Ingredients

  • 2 lemons
  • 1 1/2 pounds baby artichokes
  • 1 head garlic, cut in half
  • 2 tablespoons whole black peppercorns
  • 2 tablespoons coarse salt
  • 1/4 cup extra-virgin olive oil
  • 1 small bunch fresh thyme
  • Pinch of freshly ground black pepper

Method

  • Fill a large bowl with cold water; juice 2 lemons into the water.
  • Set aside.
  • Trim the spiky tops, tough stems, and outer leaves from the artichokes; halve lengthwise.
  • Scrape any pink choke out from the center, leaving the artichoke half intact.
  • Transfer cut artichokes to acidulated water immediately.
  • Drain the artichokes.
  • Fill a large saucepan with water.
  • Add the artichokes, garlic halves, peppercorns, 1 1/2 tablespoons salt, 2 tablespoons olive oil, and thyme to saucepan.

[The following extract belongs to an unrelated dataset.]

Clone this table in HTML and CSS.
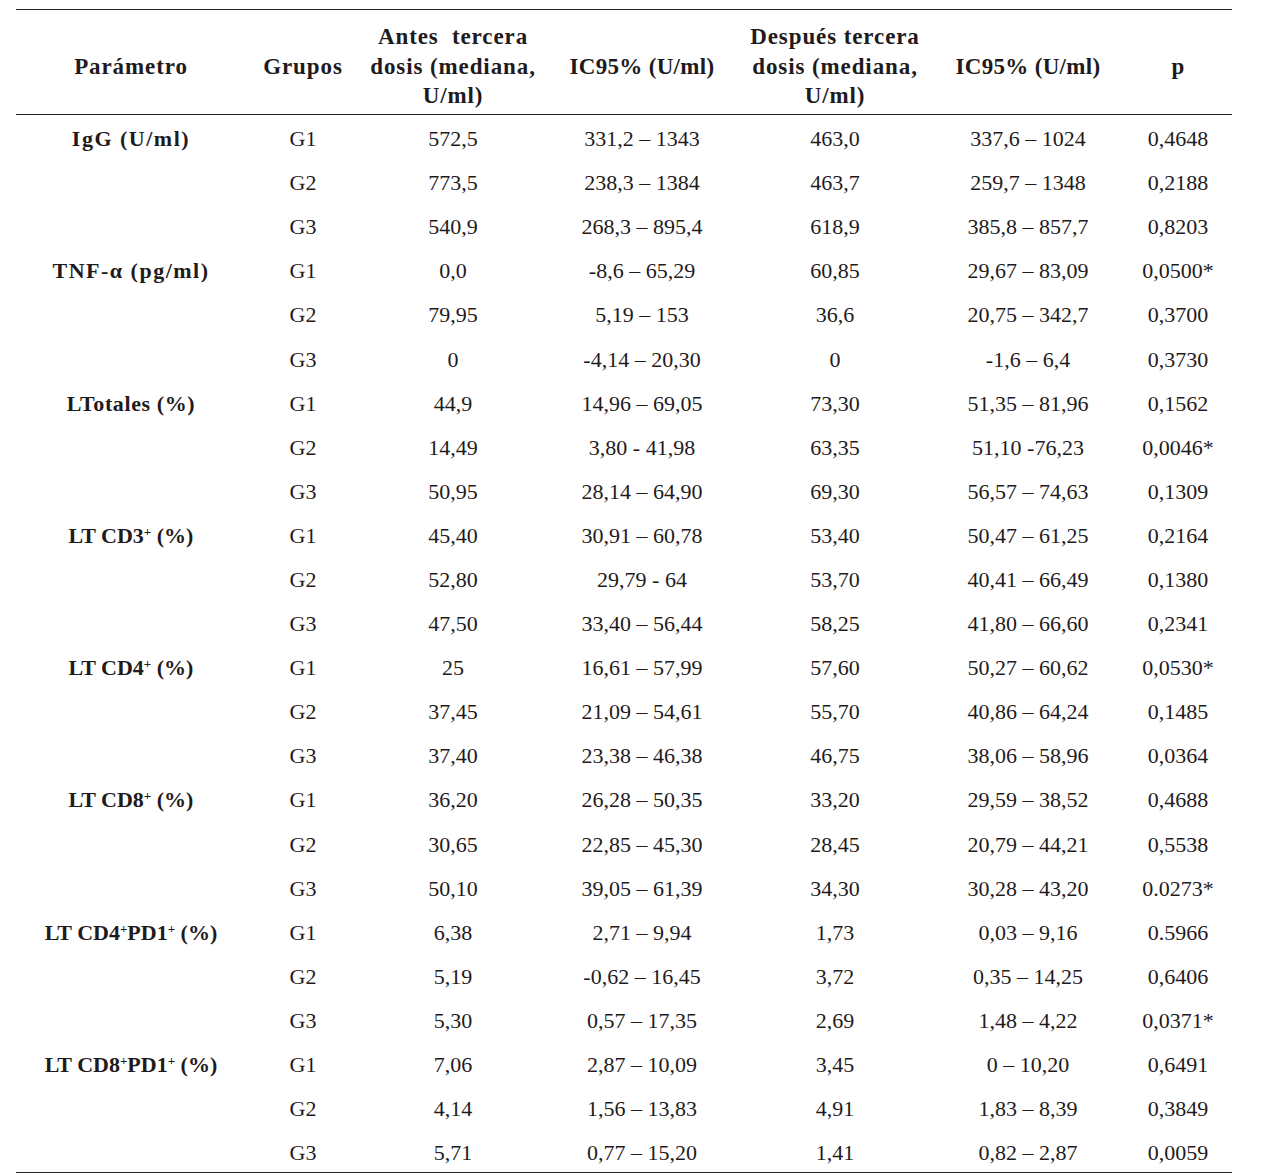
FILE: index.html
```html
<!DOCTYPE html>
<html lang="es">
<head>
<meta charset="utf-8">
<title>Tabla</title>
<link rel="stylesheet" href="styles.css">
</head>
<body>
<table class="data">
  <colgroup>
    <col class="c1"><col class="c2"><col class="c3"><col class="c4"><col class="c5"><col class="c6"><col class="c7">
  </colgroup>
  <thead>
    <tr>
      <th class="wide">Parámetro</th>
      <th class="wide">Grupos</th>
      <th class="wide">Antes&nbsp; tercera<br>dosis (mediana,<br>U/ml)</th>
      <th>IC95% (U/ml)</th>
      <th class="wide">Después tercera<br>dosis (mediana,<br>U/ml)</th>
      <th>IC95% (U/ml)</th>
      <th>p</th>
    </tr>
  </thead>
  <tbody>
    <tr><td class="param spaced">IgG (U/ml)</td><td>G1</td><td>572,5</td><td>331,2 – 1343</td><td>463,0</td><td>337,6 – 1024</td><td>0,4648</td></tr>
    <tr><td class="param"></td><td>G2</td><td>773,5</td><td>238,3 – 1384</td><td>463,7</td><td>259,7 – 1348</td><td>0,2188</td></tr>
    <tr><td class="param"></td><td>G3</td><td>540,9</td><td>268,3 – 895,4</td><td>618,9</td><td>385,8 – 857,7</td><td>0,8203</td></tr>
    <tr><td class="param spaced">TNF-α (pg/ml)</td><td>G1</td><td>0,0</td><td>-8,6 – 65,29</td><td>60,85</td><td>29,67 – 83,09</td><td>0,0500*</td></tr>
    <tr><td class="param"></td><td>G2</td><td>79,95</td><td>5,19 – 153</td><td>36,6</td><td>20,75 – 342,7</td><td>0,3700</td></tr>
    <tr><td class="param"></td><td>G3</td><td>0</td><td>-4,14 – 20,30</td><td>0</td><td>-1,6 – 6,4</td><td>0,3730</td></tr>
    <tr><td class="param semi">LTotales (%)</td><td>G1</td><td>44,9</td><td>14,96 – 69,05</td><td>73,30</td><td>51,35 – 81,96</td><td>0,1562</td></tr>
    <tr><td class="param"></td><td>G2</td><td>14,49</td><td>3,80 - 41,98</td><td>63,35</td><td>51,10 -76,23</td><td>0,0046*</td></tr>
    <tr><td class="param"></td><td>G3</td><td>50,95</td><td>28,14 – 64,90</td><td>69,30</td><td>56,57 – 74,63</td><td>0,1309</td></tr>
    <tr><td class="param">LT CD3<sup>+</sup> (%)</td><td>G1</td><td>45,40</td><td>30,91 – 60,78</td><td>53,40</td><td>50,47 – 61,25</td><td>0,2164</td></tr>
    <tr><td class="param"></td><td>G2</td><td>52,80</td><td>29,79 - 64</td><td>53,70</td><td>40,41 – 66,49</td><td>0,1380</td></tr>
    <tr><td class="param"></td><td>G3</td><td>47,50</td><td>33,40 – 56,44</td><td>58,25</td><td>41,80 – 66,60</td><td>0,2341</td></tr>
    <tr><td class="param">LT CD4<sup>+</sup> (%)</td><td>G1</td><td>25</td><td>16,61 – 57,99</td><td>57,60</td><td>50,27 – 60,62</td><td>0,0530*</td></tr>
    <tr><td class="param"></td><td>G2</td><td>37,45</td><td>21,09 – 54,61</td><td>55,70</td><td>40,86 – 64,24</td><td>0,1485</td></tr>
    <tr><td class="param"></td><td>G3</td><td>37,40</td><td>23,38 – 46,38</td><td>46,75</td><td>38,06 – 58,96</td><td>0,0364</td></tr>
    <tr><td class="param">LT CD8<sup>+</sup> (%)</td><td>G1</td><td>36,20</td><td>26,28 – 50,35</td><td>33,20</td><td>29,59 – 38,52</td><td>0,4688</td></tr>
    <tr><td class="param"></td><td>G2</td><td>30,65</td><td>22,85 – 45,30</td><td>28,45</td><td>20,79 – 44,21</td><td>0,5538</td></tr>
    <tr><td class="param"></td><td>G3</td><td>50,10</td><td>39,05 – 61,39</td><td>34,30</td><td>30,28 – 43,20</td><td>0.0273*</td></tr>
    <tr><td class="param">LT CD4<sup>+</sup>PD1<sup>+</sup> (%)</td><td>G1</td><td>6,38</td><td>2,71 – 9,94</td><td>1,73</td><td>0,03 – 9,16</td><td>0.5966</td></tr>
    <tr><td class="param"></td><td>G2</td><td>5,19</td><td>-0,62 – 16,45</td><td>3,72</td><td>0,35 – 14,25</td><td>0,6406</td></tr>
    <tr><td class="param"></td><td>G3</td><td>5,30</td><td>0,57 – 17,35</td><td>2,69</td><td>1,48 – 4,22</td><td>0,0371*</td></tr>
    <tr><td class="param">LT CD8<sup>+</sup>PD1<sup>+</sup> (%)</td><td>G1</td><td>7,06</td><td>2,87 – 10,09</td><td>3,45</td><td>0 – 10,20</td><td>0,6491</td></tr>
    <tr><td class="param"></td><td>G2</td><td>4,14</td><td>1,56 – 13,83</td><td>4,91</td><td>1,83 – 8,39</td><td>0,3849</td></tr>
    <tr><td class="param"></td><td>G3</td><td>5,71</td><td>0,77 – 15,20</td><td>1,41</td><td>0,82 – 2,87</td><td>0,0059</td></tr>
  </tbody>
</table>
</body>
</html>
```

FILE: styles.css
```css
html, body {
  margin: 0;
  padding: 0;
  background: #ffffff;
}

body {
  padding: 9px 0 0 16px;
  font-family: "Liberation Serif", "Times New Roman", serif;
  color: #1f1b1c;
}

.data {
  border-collapse: collapse;
  table-layout: fixed;
  width: 1216px;
  border-top: 1.5px solid #231f20;
  border-bottom: 1.5px solid #231f20;
}

.c1 { width: 230px; }
.c2 { width: 114px; }
.c3 { width: 186px; }
.c4 { width: 192px; }
.c5 { width: 194px; }
.c6 { width: 192px; }
.c7 { width: 108px; }

.data th {
  font-weight: bold;
  font-size: 23px;
  line-height: 29.5px;
  text-align: center;
  vertical-align: middle;
  padding: 12px 0 3px;
  height: 88px;
  border-bottom: 1.5px solid #231f20;
  letter-spacing: 0.3px;
}

.data th.wide {
  letter-spacing: 0.9px;
}

.data tbody tr {
  height: 44.1px;
}

.data td {
  font-size: 22px;
  padding: 6px 0 0;
  text-align: center;
  vertical-align: middle;
  line-height: 26px;
  white-space: nowrap;
}

.data td.param {
  font-weight: bold;
}

.data td.spaced {
  letter-spacing: 1.5px;
}

.data td.semi {
  letter-spacing: 0.6px;
}

.data sup {
  font-size: 13px;
  line-height: 0;
  vertical-align: 7px;
}
```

  • Set over high heat; bring to a boil.
  • Reduce heat; simmer, using a few layers of cheesecloth or a plate to keep the artichokes submerged, until tender when pierced with a sharp knife, about 5 minutes.

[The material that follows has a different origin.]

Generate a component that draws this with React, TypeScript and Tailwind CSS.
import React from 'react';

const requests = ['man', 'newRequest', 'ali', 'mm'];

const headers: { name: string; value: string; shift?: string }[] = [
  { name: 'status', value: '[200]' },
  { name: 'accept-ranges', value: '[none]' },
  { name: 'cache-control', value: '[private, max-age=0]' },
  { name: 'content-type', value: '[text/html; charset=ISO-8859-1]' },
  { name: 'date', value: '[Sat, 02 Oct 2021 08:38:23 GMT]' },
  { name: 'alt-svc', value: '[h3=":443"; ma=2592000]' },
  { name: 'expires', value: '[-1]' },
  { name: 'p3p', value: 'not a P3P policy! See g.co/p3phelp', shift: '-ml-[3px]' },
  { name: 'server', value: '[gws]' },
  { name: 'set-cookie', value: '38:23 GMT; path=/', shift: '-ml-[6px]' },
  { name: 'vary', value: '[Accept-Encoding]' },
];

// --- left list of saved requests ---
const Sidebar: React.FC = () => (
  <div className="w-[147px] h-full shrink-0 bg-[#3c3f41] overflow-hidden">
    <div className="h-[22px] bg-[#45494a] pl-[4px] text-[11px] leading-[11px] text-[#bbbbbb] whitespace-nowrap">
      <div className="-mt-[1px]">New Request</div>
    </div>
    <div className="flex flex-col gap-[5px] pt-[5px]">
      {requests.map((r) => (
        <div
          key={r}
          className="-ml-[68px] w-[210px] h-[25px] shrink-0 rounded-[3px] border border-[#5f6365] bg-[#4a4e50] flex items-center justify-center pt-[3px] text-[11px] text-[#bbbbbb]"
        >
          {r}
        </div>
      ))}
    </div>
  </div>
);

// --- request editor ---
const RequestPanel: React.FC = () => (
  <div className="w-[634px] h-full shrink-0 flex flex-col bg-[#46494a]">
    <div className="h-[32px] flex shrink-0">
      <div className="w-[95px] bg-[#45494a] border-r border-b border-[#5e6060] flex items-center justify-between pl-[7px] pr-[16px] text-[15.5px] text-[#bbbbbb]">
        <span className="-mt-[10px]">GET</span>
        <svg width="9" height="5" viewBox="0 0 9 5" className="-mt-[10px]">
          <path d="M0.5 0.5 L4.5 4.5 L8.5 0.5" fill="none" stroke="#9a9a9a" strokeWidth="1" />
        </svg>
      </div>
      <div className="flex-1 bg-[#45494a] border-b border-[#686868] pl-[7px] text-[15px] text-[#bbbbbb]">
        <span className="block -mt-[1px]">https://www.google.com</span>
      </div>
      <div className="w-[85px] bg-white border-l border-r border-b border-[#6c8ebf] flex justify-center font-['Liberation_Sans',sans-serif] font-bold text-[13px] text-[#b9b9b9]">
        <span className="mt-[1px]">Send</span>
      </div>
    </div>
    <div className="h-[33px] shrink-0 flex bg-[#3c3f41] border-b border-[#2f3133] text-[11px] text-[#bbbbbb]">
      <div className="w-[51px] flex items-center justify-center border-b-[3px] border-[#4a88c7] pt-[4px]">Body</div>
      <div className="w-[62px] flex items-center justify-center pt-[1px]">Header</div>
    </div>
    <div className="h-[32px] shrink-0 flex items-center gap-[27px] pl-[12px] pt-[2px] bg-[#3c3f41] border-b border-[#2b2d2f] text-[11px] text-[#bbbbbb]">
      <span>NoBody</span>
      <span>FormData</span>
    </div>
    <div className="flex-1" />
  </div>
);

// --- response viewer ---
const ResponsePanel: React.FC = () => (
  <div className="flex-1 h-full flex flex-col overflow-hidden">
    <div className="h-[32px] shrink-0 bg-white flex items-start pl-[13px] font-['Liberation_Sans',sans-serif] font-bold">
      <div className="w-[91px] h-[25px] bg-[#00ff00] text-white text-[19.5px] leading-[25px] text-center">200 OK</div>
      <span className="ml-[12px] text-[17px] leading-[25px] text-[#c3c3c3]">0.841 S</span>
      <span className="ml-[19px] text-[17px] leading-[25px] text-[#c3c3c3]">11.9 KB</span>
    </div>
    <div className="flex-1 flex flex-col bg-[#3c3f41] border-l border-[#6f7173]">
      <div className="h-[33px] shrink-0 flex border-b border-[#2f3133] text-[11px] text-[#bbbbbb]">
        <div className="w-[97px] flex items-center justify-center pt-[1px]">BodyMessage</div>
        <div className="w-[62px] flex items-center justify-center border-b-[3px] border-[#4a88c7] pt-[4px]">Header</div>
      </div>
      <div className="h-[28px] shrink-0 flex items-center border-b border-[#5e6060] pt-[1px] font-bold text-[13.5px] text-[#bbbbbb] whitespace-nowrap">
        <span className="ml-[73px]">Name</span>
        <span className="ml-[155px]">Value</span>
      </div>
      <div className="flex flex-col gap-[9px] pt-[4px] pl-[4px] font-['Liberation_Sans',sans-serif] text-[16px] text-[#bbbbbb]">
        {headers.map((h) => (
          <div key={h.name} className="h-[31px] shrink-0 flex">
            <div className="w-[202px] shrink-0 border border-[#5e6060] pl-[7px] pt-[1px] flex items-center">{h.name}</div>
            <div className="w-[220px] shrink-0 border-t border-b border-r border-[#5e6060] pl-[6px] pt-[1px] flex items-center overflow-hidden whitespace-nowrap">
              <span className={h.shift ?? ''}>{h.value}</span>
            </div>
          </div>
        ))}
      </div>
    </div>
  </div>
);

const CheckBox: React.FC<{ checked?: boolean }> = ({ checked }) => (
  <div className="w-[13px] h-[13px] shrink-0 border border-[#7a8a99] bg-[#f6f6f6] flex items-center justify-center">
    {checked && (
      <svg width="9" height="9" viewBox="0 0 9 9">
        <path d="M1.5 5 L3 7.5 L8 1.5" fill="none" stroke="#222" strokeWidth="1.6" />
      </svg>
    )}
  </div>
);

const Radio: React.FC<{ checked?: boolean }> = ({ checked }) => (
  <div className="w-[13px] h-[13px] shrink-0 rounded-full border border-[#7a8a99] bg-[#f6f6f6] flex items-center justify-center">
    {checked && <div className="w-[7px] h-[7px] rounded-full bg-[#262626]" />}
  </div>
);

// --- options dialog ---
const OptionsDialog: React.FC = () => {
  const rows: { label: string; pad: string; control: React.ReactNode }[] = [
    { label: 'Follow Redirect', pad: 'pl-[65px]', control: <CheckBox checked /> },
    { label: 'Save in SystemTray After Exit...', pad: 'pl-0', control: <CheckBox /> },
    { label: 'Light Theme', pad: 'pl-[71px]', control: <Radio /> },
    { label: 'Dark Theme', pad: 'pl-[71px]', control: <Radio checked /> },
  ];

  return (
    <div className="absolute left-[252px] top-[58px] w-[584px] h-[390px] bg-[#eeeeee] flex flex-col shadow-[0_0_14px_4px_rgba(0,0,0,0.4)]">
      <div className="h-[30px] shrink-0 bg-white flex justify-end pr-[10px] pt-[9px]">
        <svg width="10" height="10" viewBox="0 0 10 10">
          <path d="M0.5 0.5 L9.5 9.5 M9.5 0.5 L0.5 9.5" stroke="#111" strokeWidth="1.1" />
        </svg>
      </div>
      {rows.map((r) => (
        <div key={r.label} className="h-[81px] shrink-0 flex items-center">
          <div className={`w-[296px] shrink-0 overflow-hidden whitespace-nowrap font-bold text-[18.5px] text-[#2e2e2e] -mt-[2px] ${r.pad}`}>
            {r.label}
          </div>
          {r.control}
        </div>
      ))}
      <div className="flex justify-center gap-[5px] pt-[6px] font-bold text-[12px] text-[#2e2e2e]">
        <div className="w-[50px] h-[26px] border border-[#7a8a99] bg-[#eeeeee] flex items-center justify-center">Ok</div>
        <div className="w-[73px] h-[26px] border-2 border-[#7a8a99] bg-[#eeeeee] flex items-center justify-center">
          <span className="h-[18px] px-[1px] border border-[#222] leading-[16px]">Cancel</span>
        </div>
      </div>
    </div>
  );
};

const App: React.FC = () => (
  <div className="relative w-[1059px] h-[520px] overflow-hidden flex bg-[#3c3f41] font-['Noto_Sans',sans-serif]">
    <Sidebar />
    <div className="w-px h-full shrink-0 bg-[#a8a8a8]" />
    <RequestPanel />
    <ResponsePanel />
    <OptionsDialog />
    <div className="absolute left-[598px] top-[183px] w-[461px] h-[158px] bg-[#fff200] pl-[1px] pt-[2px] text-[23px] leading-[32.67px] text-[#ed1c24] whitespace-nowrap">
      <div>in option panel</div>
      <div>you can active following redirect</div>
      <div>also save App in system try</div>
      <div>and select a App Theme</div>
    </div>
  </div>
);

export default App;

  • Remove from the heat, and drain.
  • Reserve the artichoke halves, some of the garlic, and a few sprigs of thyme.
  • Place in a bowl, and drizzle with the remaining 2 tablespoons olive oil.
  • Season with the remaining 1 1/2 teaspoons salt and pepper.
  • Keep refrigerated, up to 5 days, until needed.